> Set exercise
Within this material, how many lines have the string "components" in them? The answer is a number, with nothing added.

> Provided material

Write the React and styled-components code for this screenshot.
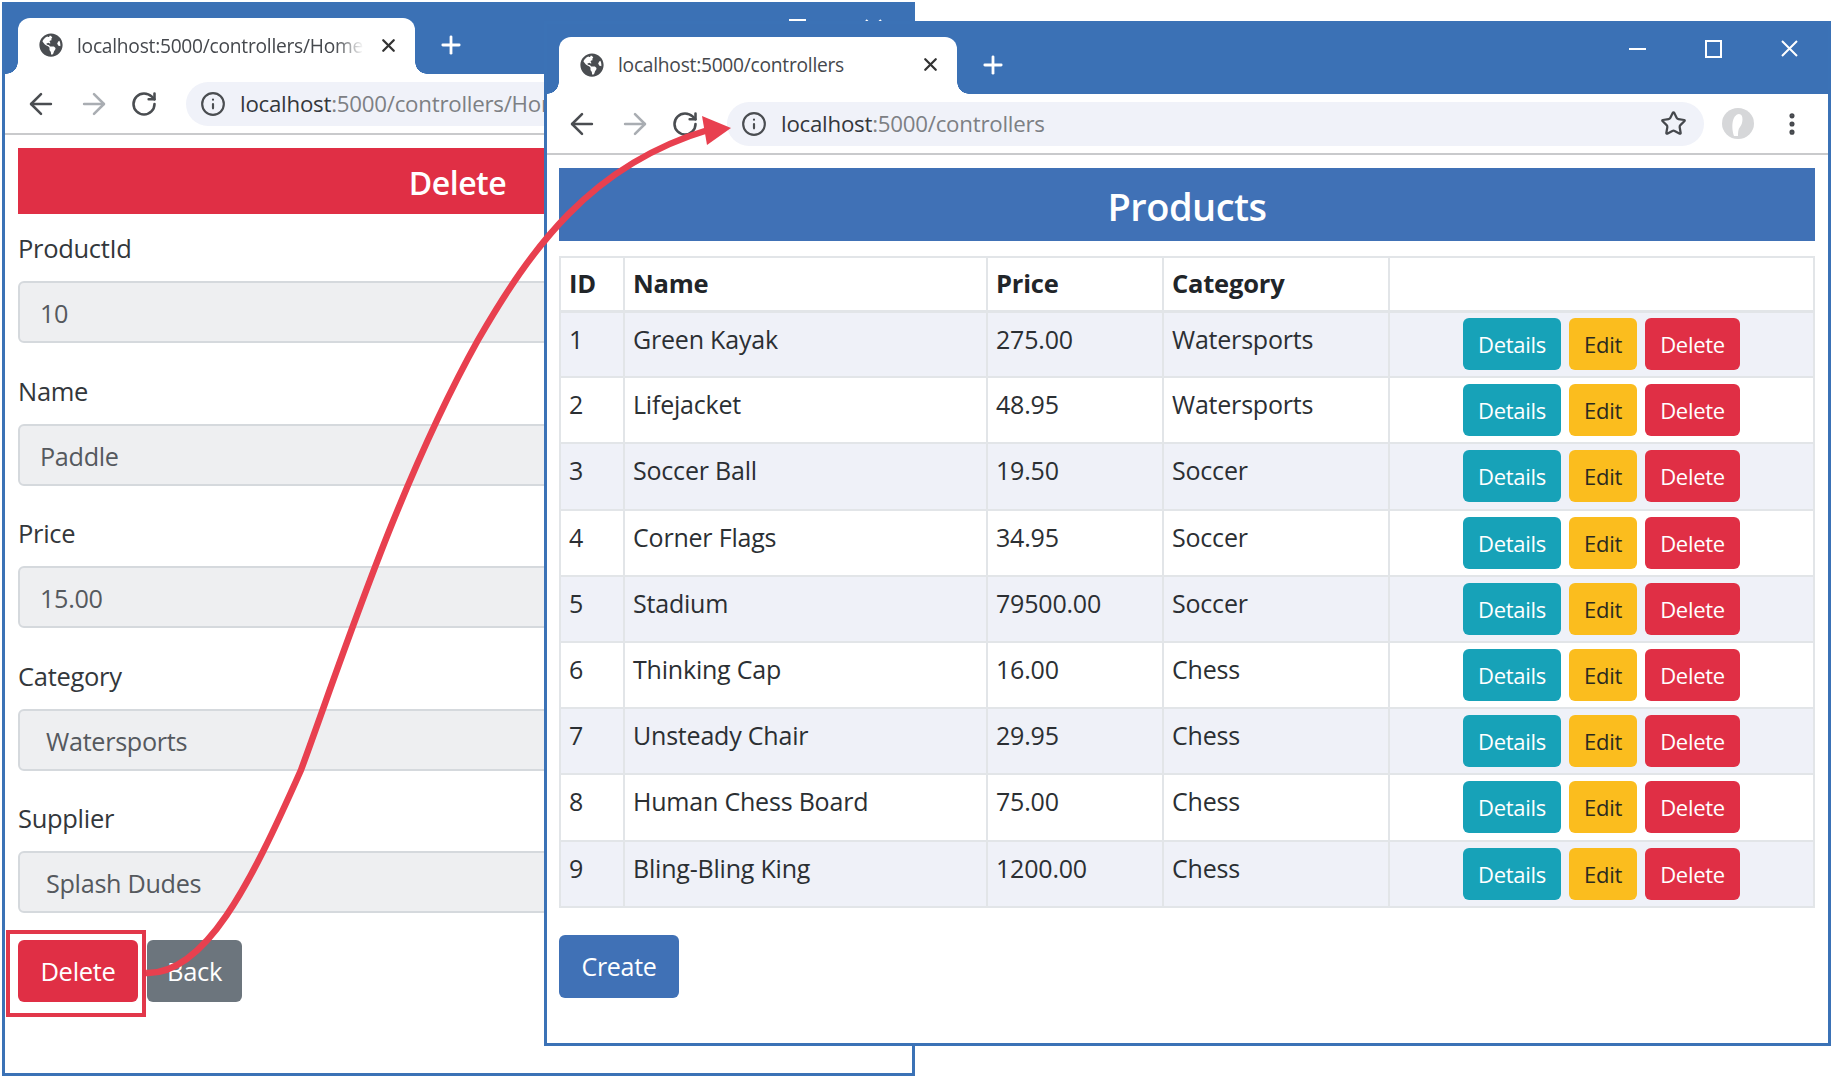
import React from "react";
import styled, { createGlobalStyle } from "styled-components";
import { ArrowLeft, ArrowRight, RotateCw, Info, Star, MoreVertical, X, Plus } from "lucide-react";
import { FaGlobeAmericas } from "react-icons/fa";

const products = [
  [1, "Green Kayak", "275.00", "Watersports"],
  [2, "Lifejacket", "48.95", "Watersports"],
  [3, "Soccer Ball", "19.50", "Soccer"],
  [4, "Corner Flags", "34.95", "Soccer"],
  [5, "Stadium", "79500.00", "Soccer"],
  [6, "Thinking Cap", "16.00", "Chess"],
  [7, "Unsteady Chair", "29.95", "Chess"],
  [8, "Human Chess Board", "75.00", "Chess"],
  [9, "Bling-Bling King", "1200.00", "Chess"],
];

const fields = [
  ["ProductId", "10", 20],
  ["Name", "Paddle", 20],
  ["Price", "15.00", 20],
  ["Category", "Watersports", 26],
  ["Supplier", "Splash Dudes", 26],
];

const GlobalStyle = createGlobalStyle`
  html, body {
    margin: 0;
    padding: 0;
    background: #fff;
  }
  body {
    font-family: "Open Sans", "Noto Sans", sans-serif;
    color: #212529;
  }
`;

const Desktop = styled.div`
  position: relative;
  width: 1832px;
  height: 1077px;
  overflow: hidden;
  background: #fff;
`;

const Window = styled.div`
  position: absolute;
  left: ${(p) => p.$left}px;
  top: ${(p) => p.$top}px;
  width: ${(p) => p.$width}px;
  height: ${(p) => p.$height}px;
  box-sizing: border-box;
  border: 3px solid #3b72b6;
  background: #fff;
  overflow: hidden;
  display: flex;
  flex-direction: column;
`;

const TitleBar = styled.div`
  display: flex;
  align-items: flex-end;
  flex: none;
  height: ${(p) => p.$height}px;
  padding-left: ${(p) => p.$pad}px;
  background: #3b71b5;
`;

const Tab = styled.div`
  position: relative;
  display: flex;
  align-items: center;
  box-sizing: border-box;
  width: ${(p) => p.$width}px;
  height: ${(p) => p.$height}px;
  padding: 0 16px 2px 21px;
  background: #fff;
  border-radius: 12px 12px 0 0;
  flex: none;

  &::before,
  &::after {
    content: "";
    position: absolute;
    bottom: 0;
    width: 12px;
    height: 12px;
  }
  &::before {
    left: -12px;
    background: radial-gradient(circle at 0 0, #3b71b5 11.5px, #fff 12px);
  }
  &::after {
    right: -12px;
    background: radial-gradient(circle at 100% 0, #3b71b5 11.5px, #fff 12px);
  }
`;

const TabTitle = styled.span`
  flex: 1;
  margin-left: 14px;
  font-size: 19.2px;
  letter-spacing: -0.25px;
  color: #45484d;
  white-space: nowrap;
  -webkit-mask-image: ${(p) =>
    p.$fade ? "linear-gradient(90deg, #000 90%, transparent)" : "none"};
  mask-image: ${(p) =>
    p.$fade ? "linear-gradient(90deg, #000 90%, transparent)" : "none"};
`;

const NewTab = styled.div`
  display: flex;
  align-items: center;
  justify-content: center;
  margin: 0 0 7px 22px;
  height: 44px;
  color: #fff;
`;

const Controls = styled.div`
  display: flex;
  align-self: flex-start;
  gap: 59px;
  margin-left: auto;
  margin-top: ${(p) => p.$top}px;
  margin-right: 30px;
  color: #fff;
`;

const Toolbar = styled.div`
  display: flex;
  align-items: center;
  flex: none;
  box-sizing: border-box;
  height: 61px;
  padding: 0 0 0 ${(p) => p.$pad}px;
  gap: 19px;
  border-bottom: 2px solid #c9cacc;
  background: #fff;
`;

const NavIcon = styled.span`
  display: flex;
  color: ${(p) => (p.$dim ? "#a9adb2" : "#4a4d51")};
`;

const UrlBar = styled.div`
  display: flex;
  align-items: center;
  flex: 1;
  height: 44px;
  margin-left: 9px;
  padding: 0 17px 0 14px;
  border-radius: 22px;
  background: #f0f2f9;
  font-size: 22.3px;
  letter-spacing: -0.25px;
  white-space: nowrap;
  overflow: hidden;
  min-width: 0;
`;

const Host = styled.span`
  margin-left: 14px;
  color: #34373b;
`;

const UrlPath = styled.span`
  flex: 1;
  color: #7d8084;
`;

const ToolbarEnd = styled.div`
  display: flex;
  align-items: center;
  gap: 24px;
  margin: 0 22px 0 -1px;
  color: #45484d;
`;

const Body = styled.div`
  display: flex;
  flex-direction: column;
  padding: 13px ${(p) => p.$right}px 0 ${(p) => p.$left}px;
`;

const Banner = styled.div`
  display: flex;
  align-items: center;
  justify-content: center;
  box-sizing: border-box;
  height: ${(p) => p.$height}px;
  padding-top: 3px;
  background: ${(p) => p.$bg};
  color: #fff;
  font-size: ${(p) => p.$size}px;
  font-weight: 600;
  letter-spacing: -0.5px;
`;

const Form = styled.div`
  display: flex;
  flex-direction: column;
  padding-top: 17px;
`;

const Field = styled.div`
  display: flex;
  flex-direction: column;
  margin-bottom: 30.5px;
`;

const Label = styled.label`
  height: 34px;
  line-height: 34px;
  margin-bottom: 16px;
  font-size: 25.5px;
  letter-spacing: -0.3px;
  color: #33373b;
`;

const ReadOnly = styled.div`
  box-sizing: border-box;
  height: 62px;
  line-height: 60px;
  padding-left: ${(p) => p.$pad}px;
  border: 2px solid #d5d9dd;
  border-radius: 6px;
  background: #eeeff1;
  color: #55595e;
  font-size: 25.2px;
  letter-spacing: -0.3px;
`;

const ButtonRow = styled.div`
  display: flex;
  gap: ${(p) => p.$gap}px;
  margin-top: ${(p) => p.$top || 0}px;
`;

const Button = styled.div`
  display: flex;
  align-items: center;
  justify-content: center;
  box-sizing: border-box;
  width: ${(p) => p.$width}px;
  height: ${(p) => p.$height}px;
  border-radius: 6px;
  background: ${(p) => p.$bg};
  color: ${(p) => p.$fg || "#fff"};
  font-size: ${(p) => p.$size || 22}px;
  letter-spacing: -0.3px;
`;

const Table = styled.table`
  width: 1254px;
  margin-top: 15px;
  table-layout: fixed;
  border-collapse: collapse;
  font-size: 25px;
  letter-spacing: -0.2px;
  color: #2b2f33;
`;

const Th = styled.th`
  height: 54px;
  padding: 0 0 2px 8px;
  box-sizing: border-box;
  border: 2px solid #e2e5e8;
  border-bottom-width: 3px;
  text-align: left;
  font-size: 25.5px;
  font-weight: 700;
  color: #212529;
`;

const Row = styled.tr`
  background: ${(p) => (p.$striped ? "#eff1f8" : "#fff")};
`;

const Td = styled.td`
  height: 66.2px;
  padding: 9px 0 0 8px;
  box-sizing: border-box;
  border: 2px solid #e2e5e8;
  vertical-align: top;
  line-height: 34px;
`;

const ActionCell = styled.td`
  height: 66.2px;
  padding: 0;
  box-sizing: border-box;
  border: 2px solid #e2e5e8;
  vertical-align: middle;
`;

const Actions = styled(ButtonRow)`
  justify-content: center;
`;

const Annotation = styled.div`
  position: absolute;
  left: 6px;
  top: 930px;
  width: 140px;
  height: 87px;
  box-sizing: border-box;
  border: 4px solid #e2374a;
`;

const Overlay = styled.svg`
  position: absolute;
  left: 0;
  top: 0;
  pointer-events: none;
`;

const WindowIcons = () => (
  <>
    <svg width="17" height="17" viewBox="0 0 17 17" fill="none" stroke="currentColor" strokeWidth="2">
      <path d="M0 9h17" />
    </svg>
    <svg width="17" height="18" viewBox="0 0 17 18" fill="none" stroke="currentColor" strokeWidth="2">
      <rect x="1" y="1" width="15" height="16" />
    </svg>
    <svg width="17" height="17" viewBox="0 0 17 17" fill="none" stroke="currentColor" strokeWidth="2">
      <path d="M1 1l15 15M16 1L1 16" />
    </svg>
  </>
);

const Avatar = () => (
  <svg width="32" height="31" viewBox="0 0 32 31">
    <ellipse cx="16" cy="15.5" rx="16" ry="15.5" fill="#d6d7d9" />
    <path d="M12 28c-3-9-2-21 5-22 5 0 4 10 1 13-2 2-2 6-2 9z" fill="#fff" />
  </svg>
);

const Nav = () => (
  <>
    <NavIcon>
      <ArrowLeft size={34} strokeWidth={1.8} />
    </NavIcon>
    <NavIcon $dim>
      <ArrowRight size={34} strokeWidth={1.8} />
    </NavIcon>
    <NavIcon>
      <RotateCw size={28} strokeWidth={2.2} />
    </NavIcon>
  </>
);

const App = () => (
  <Desktop>
    <GlobalStyle />

    <Window $left={2} $top={2} $width={913} $height={1074}>
      <TitleBar $height={69} $pad={13}>
        <Tab $width={397} $height={56}>
          <FaGlobeAmericas size={24} color="#4a4d51" />
          <TabTitle $fade>localhost:5000/controllers/Home</TabTitle>
          <X size={21} strokeWidth={2.6} color="#333" style={{ marginLeft: 14 }} />
        </Tab>
        <NewTab>
          <Plus size={28} strokeWidth={2.4} />
        </NewTab>
        <Controls $top={14}>
          <WindowIcons />
        </Controls>
      </TitleBar>
      <Toolbar $pad={19}>
        <Nav />
        <UrlBar>
          <Info size={26} strokeWidth={2} color="#4a4d51" />
          <Host>localhost</Host>
          <UrlPath>:5000/controllers/Home/Details/10</UrlPath>
        </UrlBar>
      </Toolbar>
      <Body $left={13} $right={15}>
        <Banner $height={66} $bg="#e02f45" $size={32}>
          Delete
        </Banner>
        <Form>
          {fields.map(([label, value, pad]) => (
            <Field key={label}>
              <Label>{label}</Label>
              <ReadOnly $pad={pad}>{value}</ReadOnly>
            </Field>
          ))}
          <ButtonRow $gap={9} $top={-4}>
            <Button $width={120} $height={62} $bg="#e02f45" $size={25.5}>
              Delete
            </Button>
            <Button $width={95} $height={62} $bg="#6c757d" $size={25.5}>
              Back
            </Button>
          </ButtonRow>
        </Form>
      </Body>
    </Window>

    <Window $left={544} $top={21} $width={1287} $height={1025}>
      <TitleBar $height={70} $pad={12}>
        <Tab $width={398} $height={57}>
          <FaGlobeAmericas size={24} color="#4a4d51" />
          <TabTitle>localhost:5000/controllers</TabTitle>
          <X size={21} strokeWidth={2.6} color="#333" />
        </Tab>
        <NewTab>
          <Plus size={28} strokeWidth={2.4} />
        </NewTab>
        <Controls $top={16}>
          <WindowIcons />
        </Controls>
      </TitleBar>
      <Toolbar $pad={18}>
        <Nav />
        <UrlBar>
          <Info size={26} strokeWidth={2} color="#4a4d51" />
          <Host>localhost</Host>
          <UrlPath>:5000/controllers</UrlPath>
          <Star size={27} strokeWidth={2} color="#45484d" />
        </UrlBar>
        <ToolbarEnd>
          <Avatar />
          <MoreVertical size={28} strokeWidth={2.4} />
        </ToolbarEnd>
      </Toolbar>
      <Body $left={12} $right={13}>
        <Banner $height={73} $bg="#4071b6" $size={38}>
          Products
        </Banner>
        <Table>
          <colgroup>
            <col width="64" />
            <col width="363" />
            <col width="176" />
            <col width="226" />
            <col width="425" />
          </colgroup>
          <thead>
            <tr>
              <Th>ID</Th>
              <Th>Name</Th>
              <Th>Price</Th>
              <Th>Category</Th>
              <Th />
            </tr>
          </thead>
          <tbody>
            {products.map(([id, name, price, category]) => (
              <Row key={id} $striped={id % 2 === 1}>
                <Td>{id}</Td>
                <Td>{name}</Td>
                <Td>{price}</Td>
                <Td>{category}</Td>
                <ActionCell>
                  <Actions $gap={8}>
                    <Button $width={98} $height={52} $bg="#17a2b8">
                      Details
                    </Button>
                    <Button $width={68} $height={52} $bg="#fbbd1e" $fg="#2b2a20">
                      Edit
                    </Button>
                    <Button $width={95} $height={52} $bg="#e02f45">
                      Delete
                    </Button>
                  </Actions>
                </ActionCell>
              </Row>
            ))}
          </tbody>
        </Table>
        <ButtonRow $gap={0} $top={27}>
          <Button $width={120} $height={63} $bg="#4071b6" $size={25}>
            Create
          </Button>
        </ButtonRow>
      </Body>
    </Window>

    <Annotation />
    <Overlay width="1832" height="1077" viewBox="0 0 1832 1077" fill="none">
      <path
        d="M146 973C205 975 250 885 301 770C345 650 400 480 478 340C530 250 590 165 708 130"
        stroke="#e8404f"
        strokeWidth="6.5"
      />
      <path d="M731 128L702 116L707 145z" fill="#e8404f" />
    </Overlay>
  </Desktop>
);

export default App;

> Output of the task
2